The OECD came out the other day with its latest PISA results - "the Programme for International Student Assessment (PISA) examines what students know in reading, mathematics and science, and what they can do with what they know. It provides the most comprehensive and rigorous international assessment of student learning outcomes to date". Here's how New Zealand students have been doing over the history of the PISA tests. We used to be clearly better than the OECD average across reading, maths and science, but the results have been deteriorating in all three areas.


We're not alone in this. Here are Australia's PISA results. Almost exactly the same.


You could, I suppose, take some comfort from the fact that our performance levels (even if steadily declining) are still not that shabby by international standards. Here are the top 30 countries (I'm using countries loosely here to include for example the consolidated results from four regions in China producing quality-meeting PISA scores), when ranked by reading scores. We're still 12th, Australia's 16th. But self-evidently we'll get eaten if, for example, the rapidly developing economies of eastern Europe up their game and we continue to slide.

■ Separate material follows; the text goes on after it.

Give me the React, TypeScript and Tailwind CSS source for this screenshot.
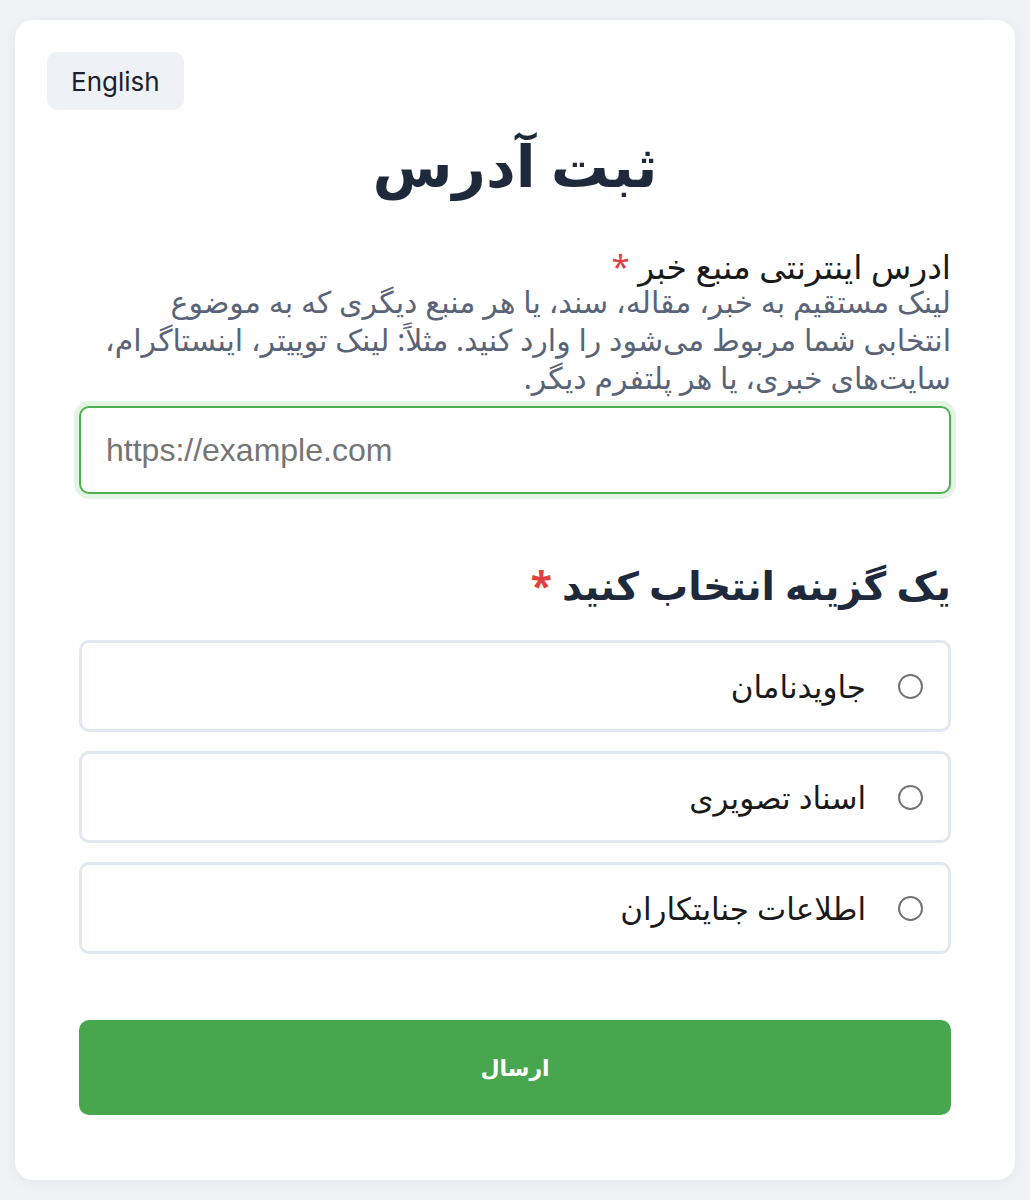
import React, { useState } from 'react';

const options = ['جاویدنامان', 'اسناد تصویری', 'اطلاعات جنایتکاران'];

const Radio = ({ checked }: { checked: boolean }) => (
  <span className="flex h-[25px] w-[25px] shrink-0 items-center justify-center rounded-full border-2 border-[#737373] bg-white">
    {checked && <span className="h-[11px] w-[11px] rounded-full bg-[#48a64f]" />}
  </span>
);

export default function App() {
  const [url, setUrl] = useState('');
  const [choice, setChoice] = useState<number | null>(null);

  return (
    <div className="min-h-[1200px] bg-[#f1f2f5] px-[15px] pt-[20px] font-['Noto_Sans','DejaVu_Sans',sans-serif]">
      <div className="rounded-[18px] bg-white px-[32px] pb-[65px] pt-[32px] shadow-[0_2px_12px_rgba(0,0,0,0.06)]">
        <div className="flex">
          <button className="h-[58px] rounded-[10px] bg-[#eef1f6] px-[24px] font-['Inter',sans-serif] text-[26px] text-[#1a202c]">
            English
          </button>
        </div>

        <div dir="rtl" className="px-[32px]">
          <h1 className="mt-[23px] text-center text-[58px] font-bold leading-[64px] text-[#1e293b]">ثبت آدرس</h1>

          <div className="mt-[53px]">
            <label className="block text-[33px] leading-[33px] text-[#1a1a1a]">
              ادرس اینترنتی منبع خبر <span className="text-[#e53e3e]">*</span>
            </label>
            <p className="text-[30px] leading-[38px] text-[#5a6478]">
              لینک مستقیم به خبر، مقاله، سند، یا هر منبع دیگری که به موضوع
              <br />
              انتخابی شما مربوط می‌شود را وارد کنید. مثلاً: لینک توییتر، اینستاگرام، سایت‌های خبری، یا هر پلتفرم دیگر.
            </p>
            <input
              dir="ltr"
              value={url}
              onChange={(e) => setUrl(e.target.value)}
              placeholder="https://example.com"
              className="mt-[9px] h-[88px] w-full rounded-[10px] border-2 border-[#4caf50] px-[25px] font-['Liberation_Sans',sans-serif] text-[32px] text-[#333] shadow-[0_0_0_5px_#e3f4e4] outline-none placeholder:text-[#757575]"
            />
          </div>

          <h2 className="mt-[65px] text-[39px] font-bold leading-[52px] text-[#1e293b]">
            یک گزینه انتخاب کنید <span className="text-[#e53e3e]">*</span>
          </h2>

          <div className="mt-[29px] flex flex-col gap-[19px]">
            {options.map((o, i) => (
              <label
                key={o}
                onClick={() => setChoice(i)}
                className="flex h-[92px] cursor-pointer items-center gap-[32px] rounded-[10px] border-[3px] border-[#e2e8f0] pr-[25px] pl-[26px] text-[31px] text-[#1a1a1a]"
              >
                <Radio checked={choice === i} />
                <span>{o}</span>
              </label>
            ))}
          </div>

          <button className="mt-[66px] h-[95px] w-full rounded-[10px] bg-[#48a64f] text-[22px] font-bold text-white">
            ارسال
          </button>
        </div>
      </div>
    </div>
  );
}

I'll leave the bunfight over the reasons for our (and Australia's) recent PISA declines to others. What bothers me about these trends is the contribution they may be making to our long-standing productivity problems, where for any given degree of effort and resources we seem to produce less than the higher-income OECD countries. Australia's also hit a productivity wall: its latest official estimates showed that "market sector multifactor productivity (MFP) fell 0.4% in 2018–19, the first decline since 2010–11 ... Labour productivity fell 0.2% in 2018–19, the first recorded negative for the sixteen industry market sector aggregate (since the beginning of the time series in 1994–95)".

A wee while back I wrote a column for the Australia and New Zealand accountants' magazine Acuity, documenting New Zealand's and Australia's productivity problems and canvassing some of the usual suspects ('Is there any scope for multifactor productivity growth?'). I didn't include falling skill levels for new entrants to the workforce - a fall of some 4.7% across all three areas since 2000 - but maybe I should have. Normally you'd expect each entrant cohort to the labour force to be bringing higher, not lower, levels of skills to the productivity party: it gets a lot harder to make progress when your starting point is going backwards. In the context of productivity growth, where small changes matter a lot over the longer term, a drop in entrant skills of approaching 5% in two decades is a big thing. This is a ball and chain we don't need.